What Is Trade Agreement?

A detailed exploration of trade agreements, including their functions, history, types, and impact on global trade.

Trade Agreement: An Overview

Definition

A trade agreement is a mutually beneficial arrangement typically between two or more countries that defines the rules of trade between the respective countries. These agreements can encourage, regulate, or restrict various aspects of trade to promote fair competition, economic growth, or protect domestic industries.

Importance and Impact

Trade agreements are pivotal in shaping global trade dynamics. They can promote economic cooperation, reduce trade barriers like tariffs and quotas, ensure the smooth flow of goods and services, and enhance the economic well-being of the signatory countries.

Types of Trade Agreements

Bilateral Trade Agreements

These agreements are signed between two countries. They aim to reduce trade barriers and increase economic cooperation, benefiting both parties.

Multilateral Trade Agreements

These involve multiple countries and are often more complex, aiming for broader economic cooperation. Examples include agreements brokered by the World Trade Organization (WTO).

Free Trade Agreements (FTAs)

FTAs eliminate tariffs, import quotas, and preferences on most (if not all) goods and services traded between the member countries. Examples include the North American Free Trade Agreement (NAFTA) and the European Union (EU).

Customs Unions

A customs union involves participant countries agreeing to apply a common tariff on imports from non-member countries while allowing free trade among themselves.
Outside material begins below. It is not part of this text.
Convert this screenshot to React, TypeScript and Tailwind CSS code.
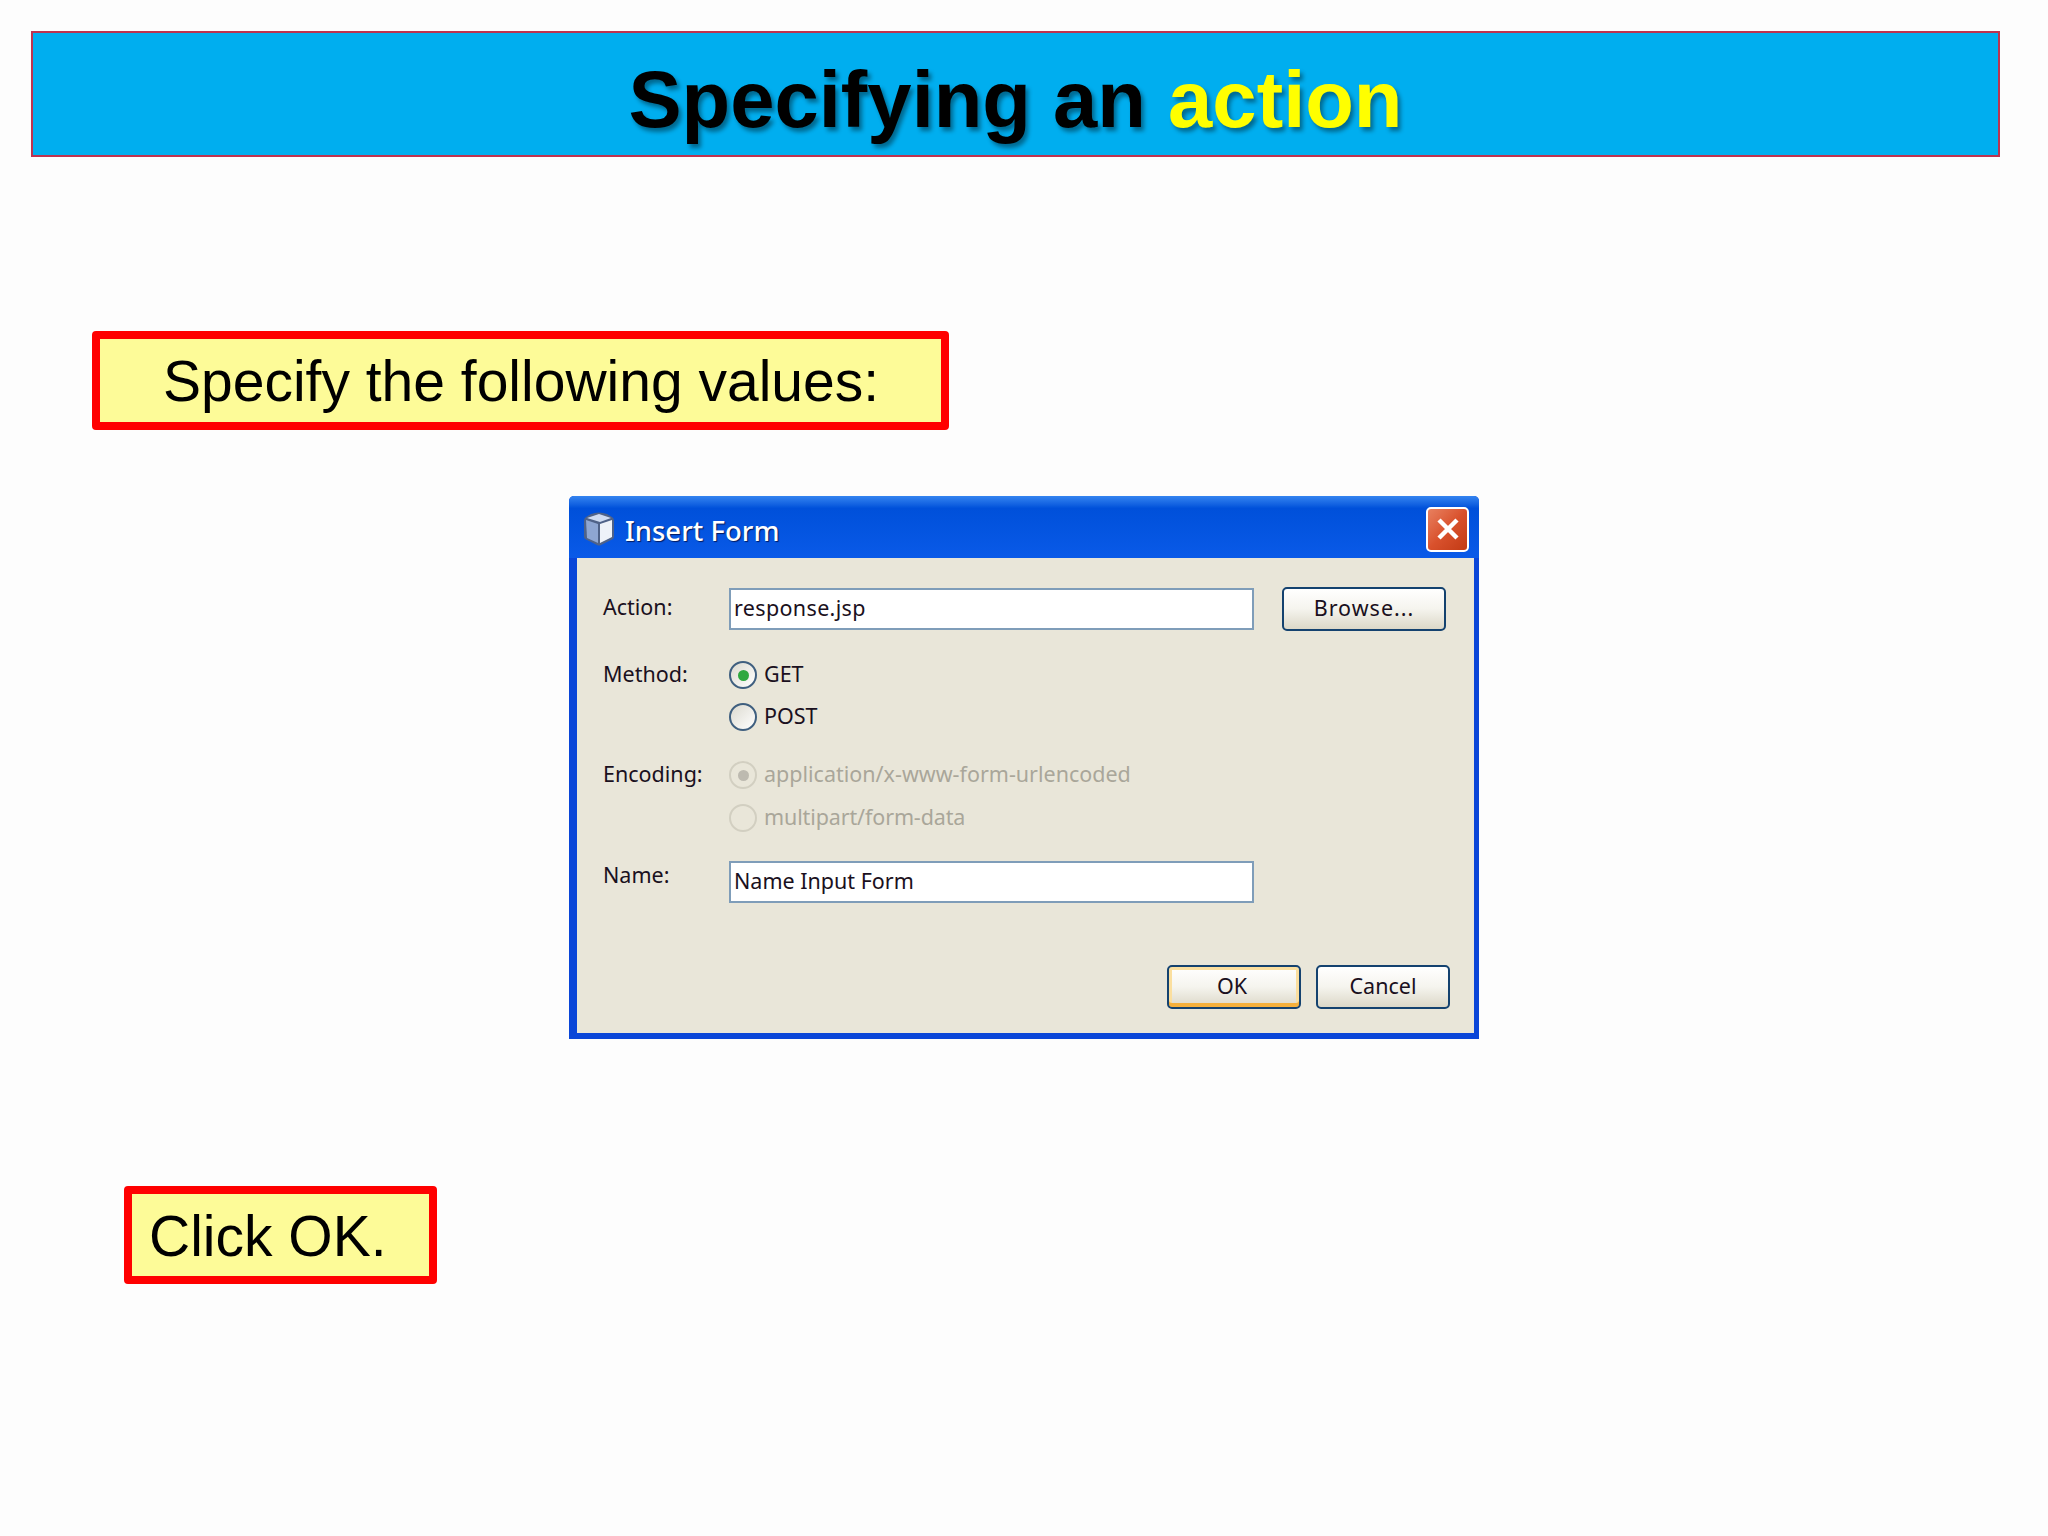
export default function App() {
  return (
    <div className="w-[2048px] h-[1536px] bg-[#fdfdfd] flex flex-col font-['Liberation_Sans',Arial,sans-serif] overflow-hidden">
      <header className="mt-[31px] ml-[31px] w-[1969px] h-[126px] box-border border-2 border-[#bd3350] bg-[#00aeef] flex justify-center pt-[21px]">
        <h1 className="m-0 text-[79.6px] leading-[92px] font-bold text-black [text-shadow:3px_4px_4px_rgba(0,0,0,0.4)] whitespace-nowrap">
          Specifying an <span className="text-[#ffff00]">action</span>
        </h1>
      </header>

      <div className="mt-[174px] ml-[92px] w-[857px] h-[99px] box-border border-[8px] border-[#ff0000] rounded-[4px] bg-[#fdfb98] flex items-center pl-[63px] pt-[2px]">
        <span className="text-[57px] leading-none text-black whitespace-nowrap">Specify the following values:</span>
      </div>

      <Dialog />

      <div className="mt-[147px] ml-[124px] w-[313px] h-[98px] box-border border-[8px] border-[#ff0000] rounded-[4px] bg-[#fdfb98] flex items-center pl-[17px] pt-[2px]">
        <span className="text-[57px] leading-none text-black whitespace-nowrap">Click OK.</span>
      </div>
    </div>
  );
}

const uiFont = "font-['Noto_Sans','DejaVu_Sans',sans-serif]";

function Dialog() {
  return (
    <div className={`mt-[66px] ml-[569px] w-[910px] h-[543px] box-border rounded-t-[5px] bg-[#0a46d8] flex flex-col ${uiFont} text-[21.5px] text-[#1a1020]`}>
      <div className="h-[62px] shrink-0 rounded-t-[5px] bg-linear-to-b from-[#3484f0] via-[#0050da] via-20% to-[#0a5ae8] flex items-center pl-[14px] pr-[10px] pt-[4px]">
        <CubeIcon />
        <span className="ml-[10px] mt-[3px] text-[27.5px] leading-none font-medium text-white [text-shadow:1px_1px_1px_rgba(0,0,40,0.7)] whitespace-nowrap">Insert Form</span>
        <div className="ml-auto w-[43px] h-[45px] box-border border-2 border-white rounded-[5px] bg-linear-to-br from-[#e8805f] via-[#d9512c] to-[#c23a14] flex items-center justify-center">
          <svg width="26" height="26" viewBox="0 0 26 26">
            <path d="M4 4 L22 22 M22 4 L4 22" stroke="#ffffff" strokeWidth="4.5" strokeLinecap="butt" />
          </svg>
        </div>
      </div>

      <div className="ml-[8px] mb-[6px] mr-[5px] flex-1 bg-[#e9e6d9] flex flex-col pl-[26px]">
        <div className="mt-[28px] flex items-center h-[45px]">
          <span className="w-[126px] -mt-[2px]">Action:</span>
          <Field value="response.jsp" className="tracking-[0.35px]" />
          <Button className="ml-[28px] w-[164px] tracking-[1px]">Browse...</Button>
        </div>

        <div className="mt-[30px] flex">
          <span className="w-[126px] h-[28px] leading-[26px]">Method:</span>
          <div className="flex flex-col">
            <Radio label="GET" checked />
            <Radio label="POST" className="mt-[14px]" />
          </div>
        </div>

        <div className="mt-[30px] flex">
          <span className="w-[126px] h-[28px] leading-[26px]">Encoding:</span>
          <div className="flex flex-col">
            <Radio label="application/x-www-form-urlencoded" checked disabled />
            <Radio label="multipart/form-data" disabled className="mt-[15px] tracking-[-0.12px]" />
          </div>
        </div>

        <div className="mt-[29px] flex items-start">
          <span className="w-[126px] h-[30px] leading-[28px]">Name:</span>
          <Field value="Name Input Form" />
        </div>

        <div className="mt-[62px] flex">
          <Button primary className="ml-[564px] w-[134px] pr-[4px]">OK</Button>
          <Button className="ml-[15px] w-[134px]">Cancel</Button>
        </div>
      </div>
    </div>
  );
}

function Field({ value, className = "" }: { value: string; className?: string }) {
  return (
    <div className={`w-[525px] h-[42px] box-border border-2 border-[#7f9db9] bg-white flex items-center pl-[3px] pb-[2px] leading-none whitespace-nowrap ${className}`}>
      {value}
    </div>
  );
}

function Button({ children, className = "", primary = false }: { children: string; className?: string; primary?: boolean }) {
  return (
    <div
      className={`h-[44px] box-border border-2 border-[#14426f] rounded-[5px] bg-linear-to-b from-white via-[#f5f4ee] to-[#dcd8c8] flex items-center justify-center leading-none pb-[2px] ${
        primary ? "shadow-[inset_0_-4px_0_#f5b03c,inset_0_0_0_3px_#fbdf9f]" : ""
      } ${className}`}
    >
      {children}
    </div>
  );
}

function Radio({ label, checked = false, disabled = false, className = "" }: { label: string; checked?: boolean; disabled?: boolean; className?: string }) {
  return (
    <div className={`flex items-center h-[28px] ${className}`}>
      <div
        className={`w-[28px] h-[28px] box-border rounded-full border-2 flex items-center justify-center ${
          disabled ? "border-[#d2cfc1] bg-[#e9e6d9]" : "border-[#3f5f7f] bg-linear-to-br from-[#dcdad0] to-white"
        }`}
      >
        {checked && <div className={`w-[11px] h-[11px] rounded-full ${disabled ? "bg-[#bdbab0]" : "bg-[#2fa83f]"}`} />}
      </div>
      <span className={`ml-[7px] -mt-[2px] whitespace-nowrap ${disabled ? "text-[#a9a69a]" : ""}`}>{label}</span>
    </div>
  );
}

function CubeIcon() {
  return (
    <svg width="32" height="34" viewBox="0 0 32 34" className="shrink-0">
      <path d="M8 2 Q16 -1 24 2 L29 5 Q31 6 31 9 V25 Q31 27 28 28 L18 33 Q16 34 14 33 L4 28 Q1 27 1 25 V9 Q1 6 3 5 Z" fill="#4f6288" />
      <path d="M16 2 L28 6 L17 10 L4 6 Z" fill="#cfdcf2" />
      <path d="M3 8 L15 12 V31 L4 26 Z" fill="#8ea6d2" />
      <path d="M17 12 L29 8 V25 L17 31 Z" fill="#eef2f9" />
    </svg>
  );
}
An example is the Southern Common Market (Mercosur).

Historical Context

Early Trade Agreements

Trade agreements date back to ancient civilizations, where trade was crucial for economic survival and diplomatic relations. Historic agreements like the Hanseatic League in Europe set early precedents for modern-day trade pacts.

Modern Era

Post-World War II ushered in a new era of trade agreements with the establishment of the General Agreement on Tariffs and Trade (GATT) in 1947 and its successor, the WTO, in 1995. These institutions and their agreements greatly influenced global trade practices.

Examples and Notable Agreements

North American Free Trade Agreement (NAFTA)

Formed in 1994 between the United States, Canada, and Mexico, NAFTA aimed to reduce trade and investment barriers among these three countries.

European Union (EU) Single Market

The EU represents one of the most comprehensive trade agreements, creating a single market allowing the free movement of goods, services, people, and capital among member states.

Comprehensive and Progressive Agreement for Trans-Pacific Partnership (CPTPP)

This multilateral, high-standard trade agreement between several Pacific Rim countries promotes economic integration and aims to foster trade and investment among the participants.

Special Considerations

Trade Disputes

Despite their benefits, trade agreements can lead to disputes, primarily when countries perceive unfair advantages or non-compliance with the agreed terms. Resolving these disputes effectively is crucial for maintaining healthy economic relations.

Economic Inequality

Trade agreements can sometimes exacerbate economic inequality within and between countries. While some industries and communities may benefit significantly, others might suffer due to increased competition and shifting trade dynamics.

Tariffs

Tariffs are taxes imposed on imported goods, which trade agreements often seek to reduce or eliminate to foster smoother trade relations.

Quotas

Quotas are limits on the quantity of goods that can be imported or exported, and trade agreements may aim to increase or remove these limits.

FAQs

What are the benefits of trade agreements?

Trade agreements can lead to increased market access, improved economic efficiency, heightened competition, lower consumer prices, and stronger international relations.

How do countries negotiate trade agreements?

Countries negotiate trade agreements through diplomatic channels, involving extensive discussions, compromises, and legal reviews to reach mutually acceptable terms.

References

  1. Krugman, P. R., Obstfeld, M., & Melitz, M. J. (2018). International Economics: Theory and Policy. Pearson.
  2. World Trade Organization. (n.d.). Trade Agreements. Retrieved from www.wto.org
  3. Bhagwati, J. (2002). Free Trade Today. Princeton University Press.

Summary

Trade agreements are essential instruments in today’s interconnected global economy. By defining the rules of trade between countries, these agreements enhance economic cooperation, promote fair competition, and contribute to the prosperity of the involved nations. Understanding their various types, historical context, and specific considerations offers valuable insights into their vital role in global trade dynamics.